El papa León IX (1048-1054) inició con mano enérgica la nueva campaña contra la simonía y relajación eclesiástica, para lo cual nombró cardenal-diácono a Hildebrando, quien fue en adelante el alma del movimiento reformador.
Por su parte, Pedro Damián publicó entonces su obra Libro Gomorriano, en alusión a la ciudad de Gomorra y en contra de las costumbres impuras de su tiempo, que dedicó al papa León IX. Su realismo vivo va encaminado a convencer a los Papas y a todos los dirigentes a poner remedio a tanto mal en las costumbres de los eclesiásticos.

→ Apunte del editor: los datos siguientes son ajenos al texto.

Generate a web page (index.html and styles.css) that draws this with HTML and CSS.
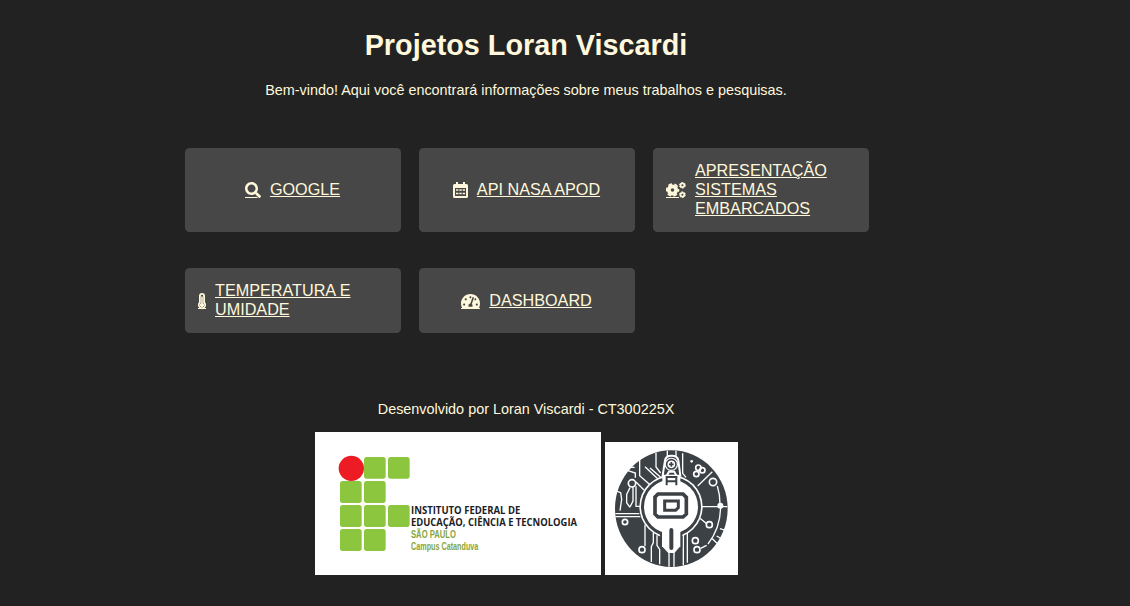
FILE: index.html
```html
<!DOCTYPE html>
<html lang="pt-BR">
<head>
<meta charset="utf-8">
<title>Projetos Loran Viscardi</title>
<link rel="stylesheet" href="styles.css">
</head>
<body>
<div class="page">
  <header class="intro">
    <h1 class="title">Projetos Loran Viscardi</h1>
    <p class="text">Bem-vindo! Aqui você encontrará informações sobre meus trabalhos e pesquisas.</p>
  </header>
  <main class="cards">
    <a class="card" href="#">
      <svg class="icon" width="16" height="17" viewBox="0 0 512 544"><path d="M505 442.7L405.3 343c-4.5-4.5-10.6-7-17-7H372c27.6-35.3 44-79.7 44-128C416 93.1 322.9 0 208 0S0 93.1 0 208s93.1 208 208 208c48.3 0 92.7-16.4 128-44v16.3c0 6.4 2.5 12.5 7 17l99.7 99.7c9.4 9.4 24.6 9.4 33.9 0l28.3-28.3c9.4-9.4 9.4-24.6.1-34zM208 336c-70.7 0-128-57.2-128-128 0-70.7 57.2-128 128-128 70.7 0 128 57.2 128 128 0 70.7-57.2 128-128 128z"/><path d="M0 480h400v32H0z"/></svg>
      <span>GOOGLE</span>
    </a>
    <a class="card" href="#">
      <svg class="icon" width="15" height="17" viewBox="0 0 15 17"><path fill-rule="evenodd" d="M3 0h2v2h5V0h2v2h1.500A1.500 1.500 0 0 1 15 3.500v11a1.500 1.500 0 0 1-1.500 1.500h-12A1.500 1.500 0 0 1 0 14.500v-11A1.500 1.500 0 0 1 1.500 2H3zM2 6v8h11V6zM3 7.300h2.400v1.500H3zM6.300 7.300h2.400v1.500H6.300zM9.600 7.300H12v1.500H9.600zM3 10.700h2.400v1.500H3zM6.300 10.700h2.400v1.500H6.300zM9.600 10.700H12v1.500H9.600z"/></svg>
      <span>API NASA APOD</span>
    </a>
    <a class="card" href="#">
      <svg class="icon" width="20" height="17" viewBox="0 0 20 17"><g fill="none" stroke="#fff8dc"><circle cx="6.500" cy="8" r="3.700" stroke-width="3.800"/><circle cx="6.500" cy="8" r="6" stroke-width="1.600" stroke-dasharray="3.800 2.483" stroke-dashoffset="1.900"/><circle cx="16.400" cy="3.300" r="1.900" stroke-width="1.700"/><circle cx="16.400" cy="3.300" r="2.900" stroke-width="1" stroke-dasharray="1.900 1.137"/><circle cx="16.400" cy="12.700" r="1.900" stroke-width="1.700"/><circle cx="16.400" cy="12.700" r="2.900" stroke-width="1" stroke-dasharray="1.900 1.137"/></g><path d="M0 15h13v1H0z"/></svg>
      <span>APRESENTAÇÃO SISTEMAS EMBARCADOS</span>
    </a>
    <a class="card" href="#">
      <svg class="icon" width="8" height="17" viewBox="0 0 8 17"><path fill-rule="evenodd" d="M4 0a3 3 0 0 1 3 3v6.300a4 4 0 1 1-6 0V3a3 3 0 0 1 3-3zm0 1.800A1.200 1.200 0 0 0 2.800 3v7l-.6.600a2.300 2.300 0 1 0 3.600 0l-.6-.6V3A1.200 1.200 0 0 0 4 1.800z"/><path d="M3.200 3.500h1.600v6.800a2 2 0 1 1-1.600 0zM0 15h8v1H0z"/></svg>
      <span>TEMPERATURA E UMIDADE</span>
    </a>
    <a class="card" href="#">
      <svg class="icon" width="19" height="17" viewBox="0 0 576 515"><path d="M288 32C128.940 32 0 160.940 0 320c0 52.800 14.250 102.260 39.060 144.800 5.610 9.620 16.300 15.200 27.440 15.200h443c11.140 0 21.830-5.580 27.440-15.200C561.750 422.260 576 372.800 576 320c0-159.060-128.940-288-288-288zm0 64c14.710 0 26.580 10.130 30.320 23.650-1.110 2.260-2.640 4.230-3.450 6.670l-9.220 27.670c-5.130 3.490-10.970 6.010-17.640 6.010-17.670 0-32-14.330-32-32S270.330 96 288 96zM96 384c-17.670 0-32-14.330-32-32s14.330-32 32-32 32 14.330 32 32-14.330 32-32 32zm48-160c-17.670 0-32-14.330-32-32s14.330-32 32-32 32 14.330 32 32-14.330 32-32 32zm246.770-72.410l-61.330 184C343.130 347.330 352 364.540 352 384c0 11.720-3.380 22.550-8.880 32H232.880c-5.500-9.450-8.880-20.280-8.880-32 0-33.940 26.500-61.430 59.900-63.590l61.340-184.010c4.170-12.560 17.730-19.450 30.360-15.170 12.570 4.190 19.350 17.790 15.170 30.360zm14.660 57.200l15.520-46.550c3.470-1.290 7.130-2.230 11.050-2.230 17.670 0 32 14.330 32 32s-14.330 32-32 32c-11.380-.010-20.890-6.280-26.570-15.220zM480 384c-17.670 0-32-14.330-32-32s14.330-32 32-32 32 14.330 32 32-14.330 32-32 32z"/><path d="M0 455h576v30H0z"/></svg>
      <span>DASHBOARD</span>
    </a>
  </main>
  <footer class="footer">
    <p class="text">Desenvolvido por Loran Viscardi - CT300225X</p>
    <div class="logos">
      <svg class="logo-if" viewBox="15 21 858 429" width="286" height="143">
        <path fill="#fff" d="M15 21h858v429H15z"/>
        <g fill="#8cc63f">
          <rect x="162" y="96" width="65" height="65" rx="8"/><rect x="234" y="96" width="65" height="65" rx="8"/>
          <rect x="90" y="168" width="65" height="66" rx="8"/><rect x="162" y="168" width="65" height="66" rx="8"/>
          <rect x="90" y="240" width="65" height="66" rx="8"/><rect x="162" y="240" width="65" height="66" rx="8"/><rect x="234" y="240" width="65" height="66" rx="8"/>
          <rect x="90" y="312" width="65" height="66" rx="8"/><rect x="162" y="312" width="65" height="66" rx="8"/>
        </g>
        <circle cx="124" cy="130" r="38" fill="#ed1c24"/>
        <g class="logo-words">
          <text x="303" y="266" font-size="31" textLength="328" lengthAdjust="spacingAndGlyphs">INSTITUTO FEDERAL DE</text>
          <text x="303" y="303" font-size="31" textLength="498" lengthAdjust="spacingAndGlyphs">EDUCAÇÃO, CIÊNCIA E TECNOLOGIA</text>
          <text class="green" x="303" y="340" font-size="34" textLength="135" lengthAdjust="spacingAndGlyphs">SÃO PAULO</text>
          <text class="green" x="303" y="375" font-size="31" textLength="202" lengthAdjust="spacingAndGlyphs">Campus Catanduva</text>
        </g>
      </svg>
      <svg class="logo-pcb" viewBox="15 18 399 399" width="133" height="133">
        <path fill="#fff" d="M15 18h399v399H15z"/>
        <ellipse cx="214" cy="218" rx="169" ry="175" fill="#3c4146"/>
        <g fill="none" stroke="#fff" stroke-width="4">
          <path d="M84 104l22 7v14M119 69v50l49 43M135 92l38 36M150 96l32 28M168 50v43l14 18M202 44v20M228 44v20M248 52v60l10 12M99 153v42l-9 18M108 138l24 24M108 151v60h14M90 155l-10 20v25l10 14M46 164l16 6 3 20-5 34M46 233h72M46 242h75M135 266v64M160 290v30l-6 12v46M171 298v30l8 12v45M207 340v52M222 340v52M250 296v92M262 290v90M293 150l44-43M306 212h76M300 247l20 16M352 150q8 25 8 55M362 212q-1 65-38 112M302 337l18-9M360 278l16 5M350 300l16 9M337 308l14 14"/>
          <path d="M70 94h34M78 84l18 3"/>
        </g>
        <g fill="none" stroke="#fff" stroke-width="5">
          <circle cx="96" cy="142" r="11"/><circle cx="75" cy="258" r="8"/><circle cx="126" cy="341" r="9"/><circle cx="339" cy="138" r="11"/><circle cx="328" cy="266" r="9"/><circle cx="286" cy="314" r="9"/><circle cx="291" cy="341" r="9"/><circle cx="295" cy="95" r="8"/><circle cx="307" cy="103" r="8"/><circle cx="289" cy="114" r="8"/>
        </g>
        <circle cx="361" cy="209" r="9" fill="#fff"/><circle cx="275" cy="76" r="4" fill="#fff"/>
        <!-- round board with its pin -->
        <circle cx="213" cy="212" r="95" fill="#fff"/>
        <circle cx="213" cy="212" r="90" fill="#3c4146"/>
        <path fill="#3c4146" d="M180 285h67v50h-67z"/>
        <circle cx="213" cy="212" r="81" fill="#fff"/>
        <path fill="#fff" d="M186 278h55v53l-18 20h-18l-19-20z"/>
        <path fill="#fff" d="M187 116h54v30h-54z"/>
        <path fill="#3c4146" stroke="#fff" stroke-width="6" d="M188 119l7-46q2-14 20-14t20 14l6 46h-12l-6-12h-16l-7 12z"/>
        <circle cx="214" cy="85" r="20" fill="#fff"/><circle cx="214" cy="85" r="14" fill="none" stroke="#3c4146" stroke-width="5"/>
        <path stroke="#3c4146" stroke-width="5" d="M214 78v14M207 85h14"/>
        <path fill="none" stroke="#3c4146" stroke-width="6" d="M200 148v-25h29v25M200 136h29"/>
        <path fill="none" stroke="#3c4146" stroke-width="11" d="M174 174h75l10 10v50l-10 9h-75l-9-9v-51z"/>
        <path fill="none" stroke="#3c4146" stroke-width="9" d="M194 195h41v20l-8 8h-33z"/>
        <path stroke="#3c4146" stroke-width="12" stroke-linecap="round" d="M214 282v54"/>
      </svg>
    </div>
  </footer>
</div>
</body>
</html>
```
FILE: styles.css
```css
html { height: 100%; background: #222; }
body {
  margin: 0;
  background: #222;
  color: #fff8dc;
  font-family: "Liberation Sans", Arial, sans-serif;
  font-size: 14.4px;
}
.page {
  box-sizing: border-box;
  width: 684px;
  margin-left: 185px;
  padding-top: 29px;
}
.intro, .footer {
  padding-right: 2px;
  text-align: center;
}
.title {
  margin: 0 0 20px;
  font-size: 28.8px;
  line-height: 33px;
}
.text { margin: 0; line-height: 17px; }
.cards {
  display: grid;
  grid-template-columns: repeat(3, 216px);
  grid-template-rows: 84px 65px;
  gap: 36px 18px;
  margin-top: 49px;
}
.card {
  box-sizing: border-box;
  display: flex;
  align-items: center;
  justify-content: center;
  gap: 9px;
  padding: 13px 14px 14px 13px;
  border-radius: 4.5px;
  background: #474747;
  color: #fff8dc;
  font-size: 16.2px;
  line-height: 19px;
  text-decoration: underline;
}
.icon {
  flex: none;
  margin-top: 2px;
  fill: #fff8dc;
}
.footer { margin-top: 68px; }
.logos {
  display: flex;
  justify-content: center;
  align-items: flex-end;
  gap: 4px;
  margin-top: 14px;
}
.logo-words {
  fill: #1d1d1f;
  font-family: "Open Sans", "Noto Sans", sans-serif;
  font-weight: 700;
}
.logo-words .green {
  fill: #86a63c;
  font-family: "Liberation Sans", Arial, sans-serif;
}
```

Dice san Pedro Damián: “Si nosotros, por negligencia, dejamos caer en desuso las reglas, las generaciones futuras no podrán volver a la primitiva observancia. Guardémonos de incurrir en semejante culpa y transmitamos fielmente a nuestros sucesores el legado de nuestros predecesores”.
Viaja a Roma con frecuencia, donde ayuda y aconseja a los papas y a su amigo Hildebrando, el futuro Gregorio VII. Esteban IX (1057-1058) le nombra entonces cardenal y obispo de Ostia. Comprometido con la reforma de la Iglesia, no puede permitirse el lujo de residir habitualmente en su eremitorio, donde tiene su corazón, pero se refugia en él en cuanto puede. Ha tenido que dejar el gobierno de Fonte Avellana, pero, esté donde esté, sigue vigilando atentamente como cumplen los ermitaños las normas que les ha dado.
Pedro Damián denunció la infiltración en el clero de su tiempo de conductas homosexuales:
“Ha arraigado entre nosotros cierto vicio sumamente asqueroso y repugnante”, escribía a mediados del siglo XI en su Liber Gomorrhianus. “Si no se lo extirpa cuanto antes con mano dura, está claro que la espada de la cólera divina asestará sus golpes, de un momento a otro, para la perdición de muchos (…). El pecado contra natura repta como un cangrejo hasta alcanzar a los sacerdotes. Y, en ocasiones, como una bestia cruel introducida en el rebaño de Cristo, se desenvuelve con tanta astucia, que más les valdría, a muchísimos, ser apresados por los guardias que, amparados en su estado religioso, ser arrojados con tanta facilidad al férreo yugo de la tiranía del diablo, especialmente cuando media escándalo de tantas personas (…). Y, a no ser que la Santa Sede intervenga cuanto antes con contundencia, cuando queramos poner freno a esta lujuria desenfrenada, ya no habrá quien la detenga”.
El propio santo proponía medidas concretas para atajar el problema: un clérigo o un monje que moleste a los adolescentes o a los jóvenes, o que haya sido sorprendido besándolos o en algún otro comportamiento vergonzoso, sea flagelado públicamente y pierda la tonsura. Después de dejarlo calvo, sea cubierto de escupitajos e inmovilizado con cadenas de fierro, sea dejado en la angustia de la cárcel durante seis meses. Durante el tiempo de vísperas, tres veces por semana coma pan de cebada. Luego, por otros seis meses, bajo la custodia de un padre espiritual, viva segregado en un lugar pequeño, se le ocupe en labores manuales y oraciones. Sométaselo a ayunos y camine siempre vigilado por dos hermanos espirituales, sin permitirse hablar de cosas perversas. No se le permita frecuentar a personas más jóvenes que él. Este sodomita valore profundamente si ha administrado bien sus oficios eclesiásticos, ya que la autoridad sagrada juzga estos ultrajes tan ignominiosos y vergonzosos. Tampoco se deje tentar para que no tenga sexo anal con nadie, ni tampoco entre los muslos, ya que […] será sometido –y justamente– a todas las angustias provocadas por tal comportamiento vergonzoso”.